I don't even know if I can mix it up this way.

($\displaystyle F$ are closed-loop transfer functions.)

Thank you

Liptak

2. Why don't you define switch(s) as you said?
$\displaystyle \mathop{\mbox{switch}}(s)= \begin{cases} 1, & |F_{real}(s)-F_{nominal}(s)| =0\\ 0, & \mbox{otherwise} \end{cases}$

I have an impression that there may be some issues with rounding (can one always distinguish whether a given real number that is a result of a measurement equals 0?), but I don't know anything about your problem.

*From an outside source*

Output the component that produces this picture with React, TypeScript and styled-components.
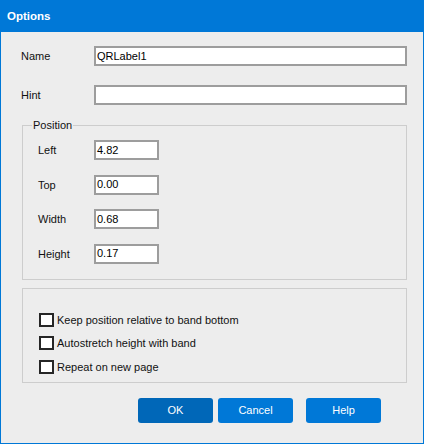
import React from "react";
import styled, { createGlobalStyle } from "styled-components";

const Global = createGlobalStyle`
  html, body { margin: 0; padding: 0; background: #ededed; }
  body { font-family: "Liberation Sans", Arial, sans-serif; font-size: 11px; color: #111; }
  * { box-sizing: border-box; }
`;

const Window = styled.div`
  width: 424px;
  height: 444px;
  border: 1px solid #0078d7;
  border-top: none;
  background: #ededed;
  display: flex;
  flex-direction: column;
`;

const TitleBar = styled.div`
  height: 32px;
  margin: 0 -1px;
  background: #0078d7;
  color: #fff;
  font-weight: bold;
  font-size: 11.5px;
  display: flex;
  align-items: center;
  padding-left: 7px;
  flex: none;
`;

const Body = styled.div`
  padding: 14px 16px 0 20px;
  display: flex;
  flex-direction: column;
`;

const FieldGrid = styled.div`
  display: grid;
  grid-template-columns: 73px 313px;
  row-gap: 19px;
  align-items: center;
`;

const Label = styled.span`
  color: #111;
  white-space: nowrap;
`;

const TextBox = styled.div<{ $w?: number }>`
  width: ${(p) => (p.$w ? `${p.$w}px` : "100%")};
  height: 20px;
  border: 2px solid #9d9d9d;
  background: #fff;
  color: #000;
  padding-left: 1px;
  display: flex;
  align-items: center;
  line-height: 1;
`;

const Group = styled.div<{ $mt: number; $pad: string }>`
  margin-top: ${(p) => p.$mt}px;
  margin-left: 1px;
  width: 385px;
  border: 1px solid #cdcdcd;
  padding: ${(p) => p.$pad};
  display: flex;
  flex-direction: column;
`;

const Caption = styled.span`
  align-self: flex-start;
  margin: -7px 0 0 9px;
  padding: 0 1px;
  background: #ededed;
  line-height: 13px;
`;

const PosGrid = styled.div`
  display: grid;
  grid-template-columns: 56px 65px;
  row-gap: 14.5px;
  align-items: center;
  margin-top: 8px;
  padding-left: 15px;
`;

const CheckList = styled.div`
  display: flex;
  flex-direction: column;
  gap: 9.5px;
`;

const CheckRow = styled.label`
  display: flex;
  align-items: center;
  gap: 3px;
  height: 14px;
`;

const Box = styled.span`
  width: 15px;
  height: 14px;
  border: 2px solid #262626;
  background: #fff;
  flex: none;
`;

const Buttons = styled.div`
  display: flex;
  margin-top: 15px;
  padding-left: 117px;
`;

const Button = styled.button<{ $primary?: boolean; $ml?: number }>`
  width: 75px;
  height: 25px;
  margin-left: ${(p) => p.$ml ?? 0}px;
  border: none;
  border-radius: 3px;
  background: ${(p) => (p.$primary ? "#0067b8" : "#0078d7")};
  color: #fff;
  font-family: "Liberation Sans", Arial, sans-serif;
  font-size: 11px;
  padding: 0;
`;

const rows = [
  ["Left", "4.82"],
  ["Top", "0.00"],
  ["Width", "0.68"],
  ["Height", "0.17"],
];

const checks = [
  "Keep position relative to band bottom",
  "Autostretch height with band",
  "Repeat on new page",
];

export default function App() {
  return (
    <>
      <Global />
      <Window>
        <TitleBar>Options</TitleBar>
        <Body>
          <FieldGrid>
            <Label>Name</Label>
            <TextBox>QRLabel1</TextBox>
            <Label>Hint</Label>
            <TextBox />
          </FieldGrid>
          <Group $mt={20} $pad="0 0 15px 0">
            <Caption>Position</Caption>
            <PosGrid>
              {rows.map(([l, v]) => (
                <React.Fragment key={l}>
                  <Label>{l}</Label>
                  <TextBox $w={65}>{v}</TextBox>
                </React.Fragment>
              ))}
            </PosGrid>
          </Group>
          <Group $mt={8} $pad="24px 0 8px 16px">
            <CheckList>
              {checks.map((c) => (
                <CheckRow key={c}>
                  <Box />
                  <Label>{c}</Label>
                </CheckRow>
              ))}
            </CheckList>
          </Group>
          <Buttons>
            <Button $primary>OK</Button>
            <Button $ml={5}>Cancel</Button>
            <Button $ml={13}>Help</Button>
          </Buttons>
        </Body>
      </Window>
    </>
  );
}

Also, what is NOR(x)? It can't be the negation of OR because the latter takes two arguments. Is it just negation, i.e., 1 - x?

Originally Posted by emakarov
Why don't you define switch(s) as you said?
$\displaystyle \mathop{\mbox{switch}}(s)= \begin{cases} 1, & |F_{real}(s)-F_{nominal}(s)| =0\\ 0, & \mbox{otherwise} \end{cases}$
I was just wondering if there is any form I can describe it in some kind of discrete function.

I have an impression that there may be some issues with rounding (can one always distinguish whether a given real number that is a result of a measurement equals 0?), but I don't know anything about your problem.
Thank you for your concern, but it's okay... and it's no problem to change the switch(s) condition.

Also, what is NOR(x)? It can't be the negation of OR because the latter takes two arguments. Is it just negation, i.e., 1 - x?
Oops, yeah, you're right, I meant negation.

Ok, thank you, I'm gonna describe it your way:

$\displaystyle \mathop{\mbox{switch}}(s)= \begin{cases} 1, & |F_{real}(s)-F_{nominal}(s)| =0\\ 0, & \mbox{otherwise} \end{cases}$

$\displaystyle F_{real}(s)=F_{real1}(s).switch(s) + F_{real2}(s).(\neg switch(s))$

4. And how to make the switch for more than 2 controllers? For example, consider 4 controllers and this switching condition:

$\displaystyle \mathop{\mbox{switch}}(s)= \begin{cases} 1, & 0<x<5 \\ 2, & 5 \leq x<10\\ 3, & 10 \leq x<15\\ 4, & 15 \leq x<20 \end{cases}$

Simple negation of the switch function is not enough